# START OF Given material

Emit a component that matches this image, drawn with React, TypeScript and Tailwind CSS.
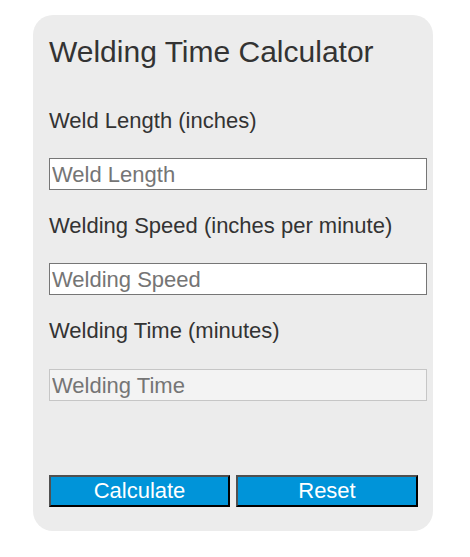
import { useState } from "react";

export default function App() {
  const [length, setLength] = useState("");
  const [speed, setSpeed] = useState("");
  const [time, setTime] = useState("");

  function calculate() {
    const l = parseFloat(length);
    const s = parseFloat(speed);
    if (!isNaN(l) && !isNaN(s) && s !== 0) setTime((l / s).toFixed(2));
  }

  function reset() {
    setLength("");
    setSpeed("");
    setTime("");
  }

  return (
    <div className="w-[470px] h-[557px] bg-white pt-[15px] pl-[33px]" style={{ fontFamily: '"Liberation Sans", Arial, sans-serif' }}>
      <div className="w-[400px] h-[516px] rounded-[20px] bg-[#ececec] pl-[16px] pt-[21px] text-[#333333]">
        <h1 className="h-[32px] leading-[32px] text-[30px] font-normal">Welding Time Calculator</h1>

        <label className="block mt-[41px] h-[24px] leading-[24px] text-[22px]">Weld Length (inches)</label>
        <input
          type="number"
          value={length}
          onChange={(e) => setLength(e.target.value)}
          placeholder="Weld Length"
          className="block mt-[25px] w-[378px] h-[32px] px-[2px] text-[22px] bg-white border border-[#767676] outline-none placeholder:text-[#757575]"
        />

        <label className="block mt-[24px] h-[24px] leading-[24px] text-[22px]">Welding Speed (inches per minute)</label>
        <input
          type="number"
          value={speed}
          onChange={(e) => setSpeed(e.target.value)}
          placeholder="Welding Speed"
          className="block mt-[25px] w-[378px] h-[32px] px-[2px] text-[22px] bg-white border border-[#767676] outline-none placeholder:text-[#757575]"
        />

        <label className="block mt-[24px] h-[24px] leading-[24px] text-[22px]">Welding Time (minutes)</label>
        <input
          type="text"
          readOnly
          value={time}
          placeholder="Welding Time"
          className="block mt-[26px] w-[378px] h-[32px] px-[2px] text-[22px] bg-[#f3f3f3] border border-[#c6c6c6] outline-none placeholder:text-[#757575]"
        />

        <div className="flex gap-[6px] mt-[74px]">
          <button
            onClick={calculate}
            className="w-[181px] h-[32px] text-[22px] leading-[28px] text-white bg-[#0094d9] border-2 border-t-[#505050] border-l-[#505050] border-b-black border-r-black"
          >
            Calculate
          </button>
          <button
            onClick={reset}
            className="w-[182px] h-[32px] text-[22px] leading-[28px] text-white bg-[#0094d9] border-2 border-t-[#505050] border-l-[#505050] border-b-black border-r-black"
          >
            Reset
          </button>
        </div>
      </div>
    </div>
  );
}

# END OF Given material

**Goal of the exercise**
Reproduce the material in its entirety and word for word, without the pictures.

**Output**
Emit a component that matches this image, drawn with React, TypeScript and Tailwind CSS.
import { useState } from "react";

export default function App() {
  const [length, setLength] = useState("");
  const [speed, setSpeed] = useState("");
  const [time, setTime] = useState("");

  function calculate() {
    const l = parseFloat(length);
    const s = parseFloat(speed);
    if (!isNaN(l) && !isNaN(s) && s !== 0) setTime((l / s).toFixed(2));
  }

  function reset() {
    setLength("");
    setSpeed("");
    setTime("");
  }

  return (
    <div className="w-[470px] h-[557px] bg-white pt-[15px] pl-[33px]" style={{ fontFamily: '"Liberation Sans", Arial, sans-serif' }}>
      <div className="w-[400px] h-[516px] rounded-[20px] bg-[#ececec] pl-[16px] pt-[21px] text-[#333333]">
        <h1 className="h-[32px] leading-[32px] text-[30px] font-normal">Welding Time Calculator</h1>

        <label className="block mt-[41px] h-[24px] leading-[24px] text-[22px]">Weld Length (inches)</label>
        <input
          type="number"
          value={length}
          onChange={(e) => setLength(e.target.value)}
          placeholder="Weld Length"
          className="block mt-[25px] w-[378px] h-[32px] px-[2px] text-[22px] bg-white border border-[#767676] outline-none placeholder:text-[#757575]"
        />

        <label className="block mt-[24px] h-[24px] leading-[24px] text-[22px]">Welding Speed (inches per minute)</label>
        <input
          type="number"
          value={speed}
          onChange={(e) => setSpeed(e.target.value)}
          placeholder="Welding Speed"
          className="block mt-[25px] w-[378px] h-[32px] px-[2px] text-[22px] bg-white border border-[#767676] outline-none placeholder:text-[#757575]"
        />

        <label className="block mt-[24px] h-[24px] leading-[24px] text-[22px]">Welding Time (minutes)</label>
        <input
          type="text"
          readOnly
          value={time}
          placeholder="Welding Time"
          className="block mt-[26px] w-[378px] h-[32px] px-[2px] text-[22px] bg-[#f3f3f3] border border-[#c6c6c6] outline-none placeholder:text-[#757575]"
        />

        <div className="flex gap-[6px] mt-[74px]">
          <button
            onClick={calculate}
            className="w-[181px] h-[32px] text-[22px] leading-[28px] text-white bg-[#0094d9] border-2 border-t-[#505050] border-l-[#505050] border-b-black border-r-black"
          >
            Calculate
          </button>
          <button
            onClick={reset}
            className="w-[182px] h-[32px] text-[22px] leading-[28px] text-white bg-[#0094d9] border-2 border-t-[#505050] border-l-[#505050] border-b-black border-r-black"
          >
            Reset
          </button>
        </div>
      </div>
    </div>
  );
}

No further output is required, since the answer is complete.